The band has found some common ground with Serj Tankian – not only for your shared national/ancestral link to Armenia, but for the fact he is equally passionate as a political activist. How has did this friendship arise?
AK: Serj has been an incredible inspiration, supporter and advocate for us, which we are very appreciative of and thankful for that. Through mutual friends in the community in L.A, we started working together and we were fortunate enough to support him for two tours, which was an amazing experience for us. It taught us about the world a little and got us touring a couple of years ago. We just did it again it October and it is an amazing experience. Working with him is just incredible.
Musically, Viza is a box of all sorts influenced by cultures from all around the world, from the Middle East to Eastern Europe. How did you become such a multicultural band?
AK: That’s a very good question. A lot of people have asked us how we started and how did we get this sound and I think a lot of it has to do with how much of a diverse mix of people and instruments that we had because of where we live, which is Los Angeles. It epitomises that melting-pot element of the United States.
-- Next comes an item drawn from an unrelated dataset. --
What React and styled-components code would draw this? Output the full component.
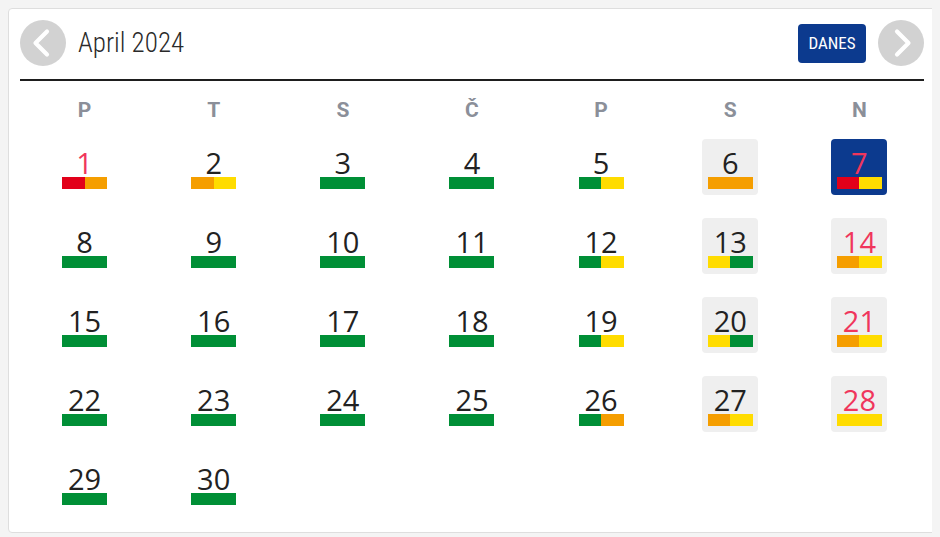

You’re in such a multicultural large city, there’s so many groups, traditions, immigrants from the different communities and we are a reflection of that ourselves. It’s not only the melodies we play, but the instruments we use. We incorporate some unique hand-drums from the east, we incorporate the oud that I play and then we blend that with traditional rock and metal instruments like guitar, drums and bass. The amalgamation of that is Viza. It keeps life interesting I guess!
How do you put things together in the studio?
AK: We’re a group project – it’s a group entity, so ideas for songs come from whoever then we all contribute to it together as a family. It’s an interesting dynamic too, because – like any family with a bunch of cubs or brothers – there’s some tussling sometimes, but we all love each other and we look on each other’s ideas.
It’s interesting that you see the band as a family. Do you see the membership as being quite open? Would you take on more members if the right person came along?
AK: It’s funny you mention that because the way I joined the group myself was through one of the guitarists in our band had another show and I sat in as a guest, except I played the oud. The show went really well, they asked me to say and I considered it because I knew if I got into something, it was going to be balls-to-the-wall, 100% commitment. I said yes. Speaking personally, I think it’s a living, breathing entity so if things were to come along in the future that reflect our evolution of how we sound and if that means more members or different instruments or whatever, then, that’s just the kind of band we are. It could be, but we’re in the here and now and full-steam-ahead on so many different things. You know we’re hungry and we’re eating everything!